Las brujas de verdad acechan a los niños de todas las edades, se alimentan de su inocencia, de su curiosidad y de su facilidad para la alegría; las brujas de verdad no descansan hasta exprimir la vida del niño y dejar un hueco, frío, cascarón llamado adultez, con su tendencia al hastío y al aburrimiento.
Sin embargo, los finales de Dahl no son los de Hollywood. Cuando el fin se presenta no causa sorpresa la forma en que llega: la última lección de Roald Dahl es que hay males irreversibles y que la felicidad depende en buena medida de las decisiones que se toman a partir de un hecho irremediable.
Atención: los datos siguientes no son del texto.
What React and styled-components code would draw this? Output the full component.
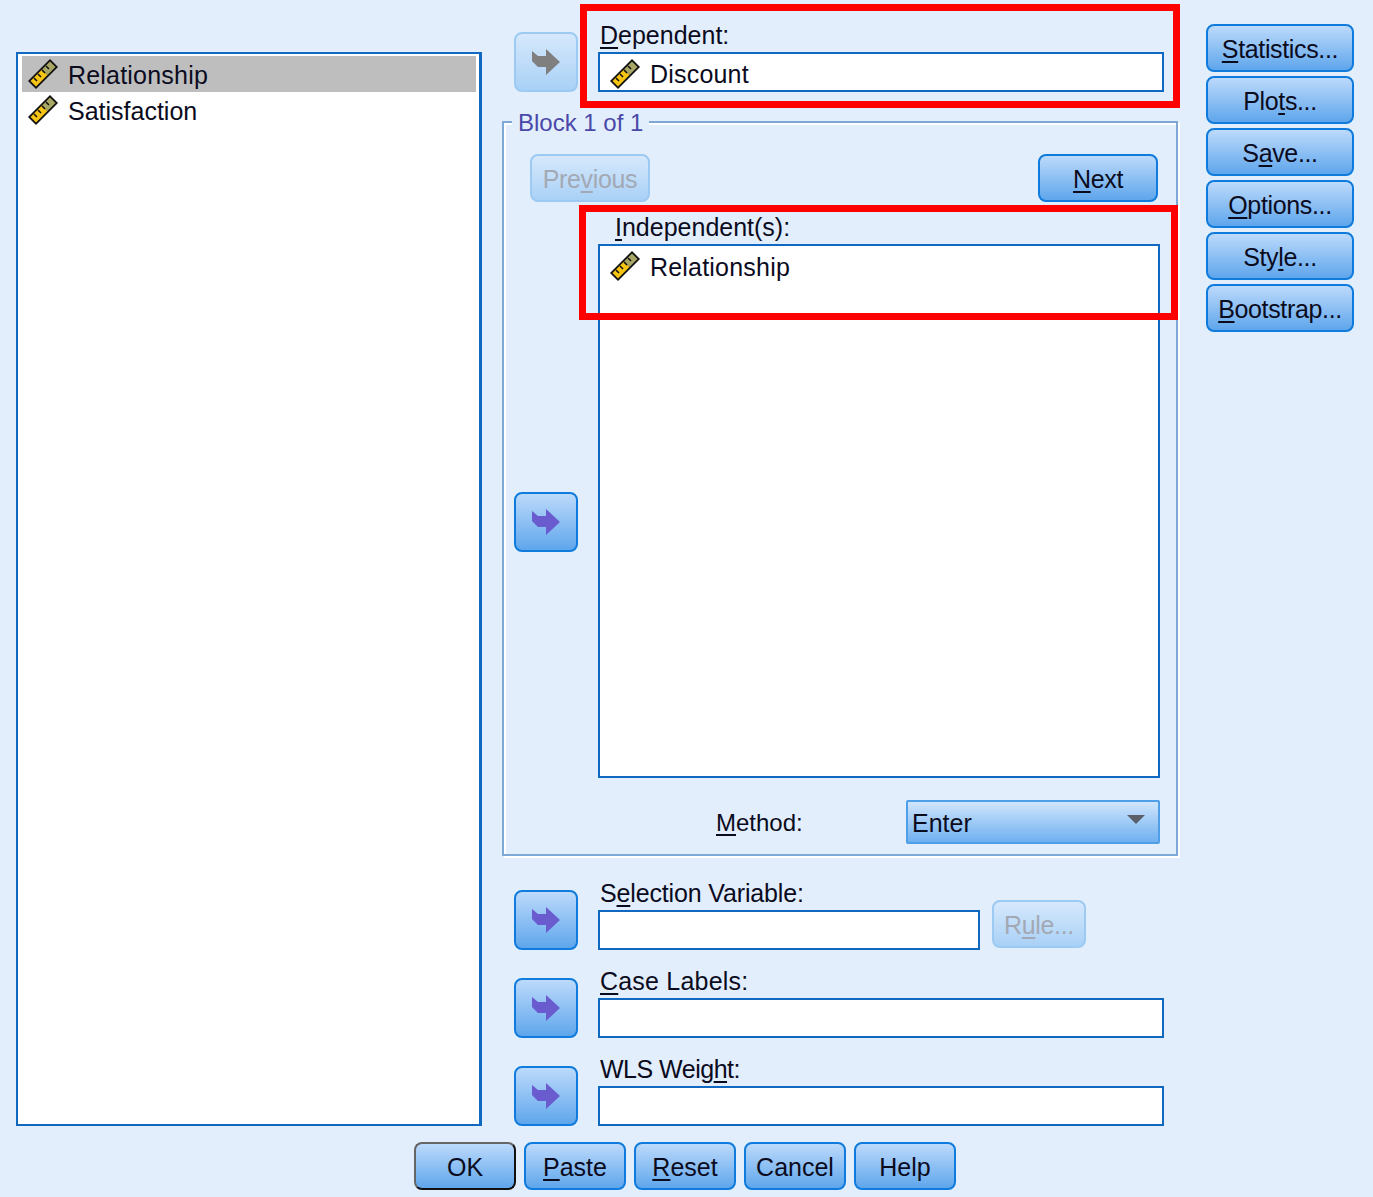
import React from "react";
import styled, { createGlobalStyle } from "styled-components";

const Global = createGlobalStyle`
  html, body { margin: 0; padding: 0; background: #e2eefb; }
  body { font-family: "Liberation Sans", Arial, sans-serif; font-size: 25px; color: #0b0b1e; }
`;

const Page = styled.div`
  position: relative;
  width: 1373px;
  height: 1197px;
  overflow: hidden;
  background: #e2eefb;
`;

const Top = styled.div`
  display: flex;
  align-items: flex-start;
  padding-left: 16px;
`;

const VarList = styled.div`
  box-sizing: border-box;
  width: 466px;
  height: 1074px;
  margin-top: 52px;
  padding: 2px 3px 2px 4px;
  background: #fff;
  border: 3px solid #1068c0;
  border-width: 2px 3px 2px 2px;
`;

const VarRow = styled.div`
  display: flex;
  align-items: center;
  gap: 8px;
  height: 36px;
  padding-left: 5px;
  background: ${({ selected }) => (selected ? "#bebebe" : "transparent")};
`;

const VarText = styled.span`
  position: relative;
  top: 1px;
  margin-left: 1px;
  letter-spacing: ${({ name }) => (name === "Satisfaction" ? "0" : "0.2px")};
`;

const Middle = styled.div`
  width: 676px;
  margin-left: 20px;
  padding-top: 24px;
`;

const FieldRow = styled.div`
  display: flex;
  align-items: flex-end;
  gap: 20px;
  height: 68px;
  padding-left: 12px;
  margin-top: ${({ top }) => top ?? 20}px;
`;

const Field = styled.div`
  width: ${({ width }) => width}px;
`;

const FieldLabel = styled.div`
  height: 28px;
  padding-left: 2px;
  line-height: 22px;
  white-space: nowrap;
  letter-spacing: ${({ spacing }) => spacing || 0}px;
`;

const Input = styled.div`
  box-sizing: border-box;
  display: flex;
  align-items: center;
  gap: 8px;
  height: 40px;
  padding: 3px 0 0 9px;
  background: #fff;
  border: 2px solid #1068c0;
`;

const ArrowButton = styled.div`
  box-sizing: border-box;
  flex: none;
  display: flex;
  align-items: center;
  justify-content: center;
  width: 64px;
  height: 60px;
  margin-top: ${({ top }) => top || 0}px;
  border-radius: 8px;
  border: 2px solid ${({ disabled }) => (disabled ? "#9ccaf2" : "#0f7bdc")};
  background: ${({ disabled }) =>
    disabled
      ? "linear-gradient(#d6e8fc, #a9d1f6)"
      : "linear-gradient(#bcdafb, #5fa6ec)"};
`;

const Group = styled.div`
  position: relative;
  box-sizing: border-box;
  height: 735px;
  margin-top: 29px;
  padding: 31px 16px 10px 10px;
  border: 2px solid #7ea8d6;
  box-shadow: inset 2px 2px 0 #fff, 2px 2px 0 #fff;
`;

const Legend = styled.div`
  position: absolute;
  left: 8px;
  top: -14px;
  padding: 0 6px;
  font-size: 24px;
  line-height: 28px;
  background: #e2eefb;
  color: #4a48a8;
`;

const NavRow = styled.div`
  display: flex;
  justify-content: space-between;
  padding: 0 2px 0 16px;
`;

const Button = styled.div`
  box-sizing: border-box;
  flex: none;
  display: flex;
  align-items: center;
  justify-content: center;
  width: ${({ width }) => width || 148}px;
  height: 48px;
  padding-top: 2px;
  border-radius: 8px;
  white-space: nowrap;
  letter-spacing: -0.35px;
  color: ${({ disabled }) => (disabled ? "#a3a9b4" : "inherit")};
  border: 2px solid ${({ disabled }) => (disabled ? "#9ccaf2" : "#0f7bdc")};
  border-color: ${({ primary }) => (primary ? "#666 #111 #111 #666" : "")};
  background: ${({ disabled }) =>
    disabled
      ? "linear-gradient(#d6e8fc, #a9d1f6)"
      : "linear-gradient(#bcdafb, #5fa6ec)"};
`;

const FooterButton = styled(Button)`
  width: 102px;
  letter-spacing: 0;
`;

const IndependentRow = styled.div`
  display: flex;
  gap: 20px;
`;

const Independent = styled.div`
  flex: 1;
`;

const IndependentLabel = styled.div`
  box-sizing: border-box;
  height: 42px;
  padding: 9px 0 0 17px;
  line-height: 32px;
`;

const IndependentBox = styled.div`
  box-sizing: border-box;
  height: 534px;
  padding-left: 9px;
  background: #fff;
  border: 2px solid #1068c0;
`;

const IndependentItem = styled.div`
  display: flex;
  align-items: center;
  gap: 8px;
  height: 40px;
`;

const MethodRow = styled.div`
  display: flex;
  align-items: center;
  margin-top: 22px;
  padding-left: 202px;
`;

const MethodLabel = styled.span`
  padding-top: 2px;
  font-size: 24px;
`;

const Dropdown = styled.div`
  box-sizing: border-box;
  display: flex;
  align-items: center;
  justify-content: space-between;
  width: 254px;
  height: 44px;
  margin-left: auto;
  padding: 2px 13px 0 4px;
  border: 2px solid #4f9fe8;
  border-radius: 2px;
  background: linear-gradient(#d0e5fc, #6fb0f0);
`;

const Caret = styled.span`
  width: 0;
  height: 0;
  margin-bottom: 8px;
  border-left: 9px solid transparent;
  border-right: 9px solid transparent;
  border-top: 9px solid #5a5f68;
`;

const SideButtons = styled.div`
  display: flex;
  flex-direction: column;
  gap: 4px;
  margin-left: 28px;
  padding-top: 24px;
`;

const Footer = styled.div`
  display: flex;
  gap: 8px;
  margin-top: 16px;
  padding-left: 414px;
`;

const RuleButton = styled(Button)`
  margin: 0 0 2px -8px;
`;

const Highlight = styled.div`
  position: absolute;
  box-sizing: border-box;
  left: ${({ x }) => x}px;
  top: ${({ y }) => y}px;
  width: ${({ w }) => w}px;
  height: ${({ h }) => h}px;
  border: 7px solid #ff0000;
  pointer-events: none;
`;

const Key = styled.span`
  text-decoration: underline;
  text-decoration-thickness: 2px;
  text-underline-offset: 3px;
`;

const RulerSvg = styled.svg`
  flex: none;
  width: 32px;
  height: 32px;
`;

function Ruler() {
  return (
    <RulerSvg viewBox="0 0 32 32">
      <polygon points="1,23 23,1 31,9 9,31" fill="#111" />
      <polygon points="3.5,23 15,11.5 20.5,17 9,28.5" fill="#f6c413" />
      <polygon points="15,11.5 23,3.5 28.5,9 20.5,17" fill="#a9a765" />
      <path
        d="M7 20l3 3M11 16l3 3M15 12l3 3M19 8l3 3"
        stroke="#111"
        strokeWidth="1.5"
      />
    </RulerSvg>
  );
}

function Arrow({ color = "#6a5ccf" }) {
  return (
    <svg width="28" height="26" viewBox="0 0 28 26">
      <polygon points="0,2 6,7 14,7 14,0 28,13 14,26 14,18 6,18 0,12" fill={color} />
    </svg>
  );
}

function Variable({ name }) {
  return (
    <>
      <Ruler />
      <VarText name={name}>{name}</VarText>
    </>
  );
}

export default function App() {
  return (
    <Page>
      <Global />
      <Top>
        <VarList>
          <VarRow selected>
            <Variable name="Relationship" />
          </VarRow>
          <VarRow>
            <Variable name="Satisfaction" />
          </VarRow>
        </VarList>

        <Middle>
          <FieldRow top={0}>
            <ArrowButton disabled>
              <Arrow color="#7f7f7f" />
            </ArrowButton>
            <Field width={566}>
              <FieldLabel>
                <Key>D</Key>ependent:
              </FieldLabel>
              <Input>
                <Variable name="Discount" />
              </Input>
            </Field>
          </FieldRow>

          <Group>
            <Legend>Block 1 of 1</Legend>
            <NavRow>
              <Button width={120} disabled>
                <span>
                  Pre<Key>v</Key>ious
                </span>
              </Button>
              <Button width={120}>
                <span>
                  <Key>N</Key>ext
                </span>
              </Button>
            </NavRow>
            <IndependentRow>
              <ArrowButton top={290}>
                <Arrow />
              </ArrowButton>
              <Independent>
                <IndependentLabel>
                  <Key>I</Key>ndependent(s):
                </IndependentLabel>
                <IndependentBox>
                  <IndependentItem>
                    <Variable name="Relationship" />
                  </IndependentItem>
                </IndependentBox>
              </Independent>
            </IndependentRow>
            <MethodRow>
              <MethodLabel>
                <Key>M</Key>ethod:
              </MethodLabel>
              <Dropdown>
                <span>Enter</span>
                <Caret />
              </Dropdown>
            </MethodRow>
          </Group>

          <FieldRow top={26}>
            <ArrowButton>
              <Arrow />
            </ArrowButton>
            <Field width={382}>
              <FieldLabel spacing={-0.15}>
                S<Key>e</Key>lection Variable:
              </FieldLabel>
              <Input />
            </Field>
            <RuleButton width={94} disabled>
              <span>
                R<Key>u</Key>le...
              </span>
            </RuleButton>
          </FieldRow>

          <FieldRow>
            <ArrowButton>
              <Arrow />
            </ArrowButton>
            <Field width={566}>
              <FieldLabel spacing={0.2}>
                <Key>C</Key>ase Labels:
              </FieldLabel>
              <Input />
            </Field>
          </FieldRow>

          <FieldRow>
            <ArrowButton>
              <Arrow />
            </ArrowButton>
            <Field width={566}>
              <FieldLabel spacing={-0.5}>
                WLS Weig<Key>h</Key>t:
              </FieldLabel>
              <Input />
            </Field>
          </FieldRow>
        </Middle>

        <SideButtons>
          <Button><span><Key>S</Key>tatistics...</span></Button>
          <Button><span>Plo<Key>t</Key>s...</span></Button>
          <Button><span>S<Key>a</Key>ve...</span></Button>
          <Button><span><Key>O</Key>ptions...</span></Button>
          <Button><span>Sty<Key>l</Key>e...</span></Button>
          <Button><span><Key>B</Key>ootstrap...</span></Button>
        </SideButtons>
      </Top>

      <Footer>
        <FooterButton primary>OK</FooterButton>
        <FooterButton><span><Key>P</Key>aste</span></FooterButton>
        <FooterButton><span><Key>R</Key>eset</span></FooterButton>
        <FooterButton>Cancel</FooterButton>
        <FooterButton>Help</FooterButton>
      </Footer>

      <Highlight x={580} y={4} w={600} h={104} />
      <Highlight x={579} y={205} w={599} h={115} />
    </Page>
  );
}
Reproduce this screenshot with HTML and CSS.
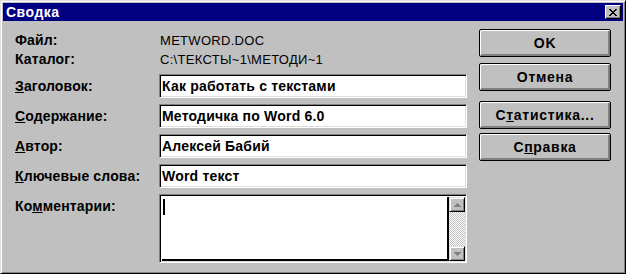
FILE: index.html
```html
<!DOCTYPE html>
<html lang="ru">
<head>
  <meta charset="UTF-8">
  <title>Сводка</title>
  <link rel="stylesheet" href="styles.css">
</head>
<body>
  <div class="window">
    <div class="titlebar">
      <span class="title">Сводка</span>
      <div class="close-btn">
        <svg width="8" height="7" viewBox="0 0 8 7">
          <path d="M0 0h2v1h1v1h2v-1h1v-1h2v1h-1v1h-1v1h-1v1h1v1h1v1h1v1h-2v-1h-1v-1h-2v1h-1v1h-2v-1h1v-1h1v-1h1v-1h-1v-1h-1v-1h-1z" fill="#000"/>
        </svg>
      </div>
    </div>

    <div class="content">
      <div class="form">
        <div class="info">
          <span class="label">Файл:</span>
          <span class="value">METWORD.DOC</span>
          <span class="label">Каталог:</span>
          <span class="value">C:\ТЕКСТЫ~1\МЕТОДИ~1</span>
        </div>

        <div class="fields">
          <label class="label"><u>З</u>аголовок:</label>
          <div class="field">Как работать с текстами</div>

          <label class="label"><u>С</u>одержание:</label>
          <div class="field">Методичка по Word 6.0</div>

          <label class="label"><u>А</u>втор:</label>
          <div class="field">Алексей Бабий</div>

          <label class="label"><u>К</u>лючевые слова:</label>
          <div class="field">Word текст</div>

          <label class="label label-top">Ко<u>м</u>ментарии:</label>
          <div class="memo">
            <div class="memo-text"><span class="caret"></span></div>
            <div class="scrollbar">
              <div class="scroll-btn">
                <svg width="7" height="4" viewBox="0 0 7 4"><path d="M3 0h1v1h1v1h1v1h1v1h-7v-1h1v-1h1v-1h1z" fill="#808080"/></svg>
              </div>
              <div class="scroll-track"></div>
              <div class="scroll-btn">
                <svg width="7" height="4" viewBox="0 0 7 4"><path d="M0 0h7v1h-1v1h-1v1h-1v1h-1v-1h-1v-1h-1v-1h-1z" fill="#808080"/></svg>
              </div>
            </div>
          </div>
        </div>
      </div>

      <div class="buttons">
        <div class="btn">OK</div>
        <div class="btn">Отмена</div>
        <div class="btn btn-gap">С<u>т</u>атистика...</div>
        <div class="btn btn-last">С<u>п</u>равка</div>
      </div>
    </div>
  </div>
</body>
</html>
```

FILE: styles.css
```css
* {
  box-sizing: border-box;
}
body {
  margin: 0;
  background-color: #c0c0c0;
  font-family: "Liberation Sans", Arial, sans-serif;
  font-size: 13px;
  color: #000;
}
.window {
  width: 626px;
  height: 274px;
  background-color: #c0c0c0;
  border: 1px solid;
  border-color: #dfdfdf #000 #000 #dfdfdf;
  box-shadow: inset 1px 1px #fff, inset -1px -1px #808080;
  padding: 2px;
}
.titlebar {
  height: 18px;
  background-color: #000080;
  display: flex;
  align-items: center;
  justify-content: space-between;
  padding: 0 2px 0 3px;
}
.title {
  color: #fff;
  font-weight: bold;
  font-size: 14px;
  letter-spacing: 0.5px;
}
.close-btn {
  width: 16px;
  height: 14px;
  background-color: #c0c0c0;
  border: 1px solid;
  border-color: #fff #000 #000 #fff;
  box-shadow: inset -1px -1px #808080;
  display: flex;
  align-items: center;
  justify-content: center;
  padding-right: 1px;
}
.content {
  display: flex;
  padding: 8px 0 0 12px;
}
.form {
  width: 452px;
}
.info {
  display: grid;
  grid-template-columns: 145px 1fr;
  line-height: 19px;
  margin-top: 2px;
}
.info .value {
  font-size: 13px;
  letter-spacing: 0.3px;
}
.label {
  font-weight: bold;
  font-size: 14px;
  letter-spacing: 0.15px;
}
.fields {
  display: grid;
  grid-template-columns: 144px 308px;
  row-gap: 6px;
  margin-top: 5px;
  align-items: center;
}
.label-top {
  align-self: start;
  padding-top: 4px;
}
.field {
  height: 24px;
  background-color: #fff;
  border: 1px solid;
  border-color: #808080 #fff #fff #808080;
  box-shadow: inset 1px 1px #000, inset -1px -1px #dfdfdf;
  padding: 0 2px;
  font-weight: bold;
  font-size: 14px;
  letter-spacing: 0.2px;
  line-height: 22px;
}
.memo {
  height: 69px;
  display: flex;
  background-color: #fff;
  border: 1px solid;
  border-color: #808080 #fff #fff #808080;
  box-shadow: inset 1px 1px #000, inset -1px -1px #dfdfdf;
  padding: 2px 1px 1px 2px;
}
.memo-text {
  flex: 1;
  padding: 2px 1px;
  border-right: 2px solid #000;
  border-bottom: 2px solid #000;
}
.caret {
  display: block;
  width: 2px;
  height: 16px;
  background-color: #000;
}
.scrollbar {
  width: 16px;
  display: flex;
  flex-direction: column;
}
.scroll-btn {
  height: 15px;
  background-color: #c0c0c0;
  border: 1px solid;
  border-color: #dfdfdf #000 #000 #dfdfdf;
  box-shadow: inset 1px 1px #fff, inset -1px -1px #808080;
  display: flex;
  align-items: center;
  justify-content: center;
}
.scroll-track {
  flex: 1;
  background: repeating-conic-gradient(#c0c0c0 0 25%, #fff 0 50%) 0 0 / 2px 2px;
}
.buttons {
  display: flex;
  flex-direction: column;
  gap: 6px;
  margin-left: 12px;
}
.btn {
  width: 132px;
  height: 28px;
  border: 1px solid #000;
  border-radius: 2px;
  box-shadow: inset 1px 1px #fff, inset -1px -1px #808080, inset -2px -2px #808080;
  display: flex;
  align-items: center;
  justify-content: center;
  font-weight: bold;
  font-size: 14px;
  letter-spacing: 0.7px;
}
.btn-gap {
  margin-top: 4px;
}
.btn-last {
  margin-top: -2px;
}
```
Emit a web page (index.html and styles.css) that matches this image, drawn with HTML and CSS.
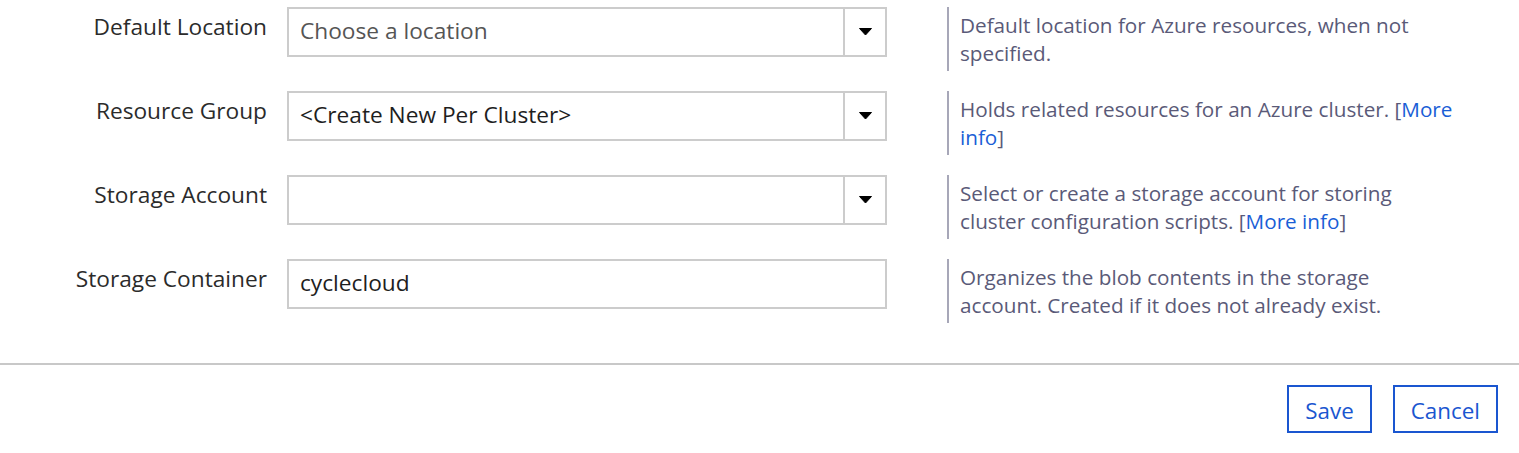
FILE: index.html
```html
<!DOCTYPE html>
<html>
<head>
<meta charset="utf-8">
<link rel="stylesheet" href="styles.css">
</head>
<body>
<div class="form">
  <div class="row">
    <div class="label">Default Location</div>
    <div class="field select">
      <span class="value placeholder">Choose a location</span>
      <span class="arrow"><svg width="13" height="8" viewBox="0 0 13 8"><path d="M0.5 0.5H12.5L6.5 7Z" fill="#000" stroke="#000" stroke-width="1" stroke-linejoin="round"/></svg></span>
    </div>
    <div class="desc">Default location for Azure resources, when not specified.</div>
  </div>
  <div class="row">
    <div class="label">Resource Group</div>
    <div class="field select">
      <span class="value">&lt;Create New Per Cluster&gt;</span>
      <span class="arrow"><svg width="13" height="8" viewBox="0 0 13 8"><path d="M0.5 0.5H12.5L6.5 7Z" fill="#000" stroke="#000" stroke-width="1" stroke-linejoin="round"/></svg></span>
    </div>
    <div class="desc">Holds related resources for an Azure cluster. [<a href="#">More info</a>]</div>
  </div>
  <div class="row">
    <div class="label">Storage Account</div>
    <div class="field select">
      <span class="value"></span>
      <span class="arrow"><svg width="13" height="8" viewBox="0 0 13 8"><path d="M0.5 0.5H12.5L6.5 7Z" fill="#000" stroke="#000" stroke-width="1" stroke-linejoin="round"/></svg></span>
    </div>
    <div class="desc">Select or create a storage account for storing cluster configuration scripts. [<a href="#">More info</a>]</div>
  </div>
  <div class="row">
    <div class="label">Storage Container</div>
    <div class="field">
      <span class="value">cyclecloud</span>
    </div>
    <div class="desc">Organizes the blob contents in the storage account. Created if it does not already exist.</div>
  </div>
</div>
<div class="footer">
  <button class="btn">Save</button>
  <button class="btn">Cancel</button>
</div>
</body>
</html>
```

FILE: styles.css
```css
html, body {
  margin: 0;
  padding: 0;
  background: #fff;
}
body {
  font-family: "Open Sans", "Noto Sans", sans-serif;
  font-size: 22.7px;
  color: #333;
}
.form {
  padding: 7px 0 0 0;
  display: flex;
  flex-direction: column;
  gap: 20px;
}
.row {
  display: grid;
  grid-template-columns: 267px 600px auto;
  column-gap: 20px;
  align-items: start;
}
.label {
  text-align: right;
  padding-top: 5px;
  line-height: 30px;
  color: #2b2b2b;
  white-space: nowrap;
}
.field {
  box-sizing: border-box;
  height: 50px;
  border: 2px solid #cccccc;
  display: flex;
  align-items: center;
  background: #fff;
}
.value {
  flex: 1;
  padding-left: 11px;
  padding-bottom: 3px;
  color: #1e1e1e;
  white-space: nowrap;
}
.value.placeholder {
  color: #555;
}
.arrow {
  width: 40px;
  height: 100%;
  border-left: 2px solid #cccccc;
  display: flex;
  align-items: center;
  justify-content: center;
}
.arrow svg {
  display: block;
}
.desc {
  margin-left: 40px;
  border-left: 2px solid #a7a7b8;
  padding: 4px 0 4px 11px;
  font-size: 20.7px;
  line-height: 28px;
  color: #5a5a78;
  min-height: 64px;
  box-sizing: border-box;
  width: 508px;
}
.desc a {
  color: #1a5ed6;
  text-decoration: none;
}
.footer {
  margin-top: 40px;
  border-top: 2px solid #c8c8c8;
  display: flex;
  justify-content: flex-end;
  gap: 21px;
  padding: 20px 21px 0 0;
}
.btn {
  font-family: inherit;
  font-size: 22.4px;
  color: #1a56d0;
  background: #fff;
  border: 2px solid #1a56d0;
  height: 48px;
  padding: 2px 16px 0;
  cursor: pointer;
}
```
Un autor que te obliga a pensar en esas cosas no es simplemente malo o bueno, es diferente. En el camino a la oscura iluminación, la prosa del galés nos hace obsequios como: “Su voz tenía un sonido metálico y raspante, como si tuviera la garganta llena de alfileres”.
EL BRILLO DE LA IMAGEN
La cinta tiene un maquillaje y unos efectos especiales que aun en estos tiempos de computadoras y pantallas verdes, son buenos y, para aquellos espectadores ya creciditos, entrañables. Si bien fue hecha bajo la mirada de Roeg, la función visual fue supervisada por la productora de Jim Henson. Otros trabajos de la marca Henson que valen la pena son The Storyteller, serie de televisión de los ochentas, y Labyrinth con David Bowie.
Los momentos oscuros de la producción, recuerdan a otras películas de corte infantil que reclaman a gritos adjetivos como «siniestro» o «perturbador», como aquella secuencia de Dorothy en el manicomio, en el inicio de Return to Oz, o el paseo de Jennifer Connelly por el set basado en una obra de Escher en Labyrinth.
Las actuaciones de Anjelica Huston y de Mai Zetterling como la Abuela, son de lo mejor, también aparece Rowan Atkinson en un papel pequeño pero suficiente para mostrarnos su cara de chiste. Las escenas del congreso y de la cena de las brujas tienen el encanto de un buen hechizo de entretenimiento.
Sin embargo, la vocación de la productora de Jim Henson por el cine familiar con final feliz, tuerce la lección que se anuncia desde el inicio del libro.
PÍNTALO DE NEGRO
Describir al Roald Dahl de The Witches requiere de un símil altamente discutible. El atrevimiento resultará afortunado si algún lector coincide: el escritor galés es un Rolling Stone para niños y por eso los adultos pueden disfrutarlo. Píntalo de negro, parece decirle a quien abre este volumen de casi doscientas páginas que se van como un concierto, que nos convence de sentir cierta simpatía por el mal.
Algo que el escritor galés olvidó advertir, y es del todo innecesario que lo diga, pues dedicó su obra a ello, es que la magia existe y está hecha de palabras, de conjuros que producen efectos como transformar a un lector en el ser temeroso que quisiera ver a sus personajes favoritos salir indemnes del relato. Con Roald no lo consiguen, no del todo.
El análisis de la evidencia hace obligado creer en la existencia de los brujos de la literatura. Dahl es uno de ellos.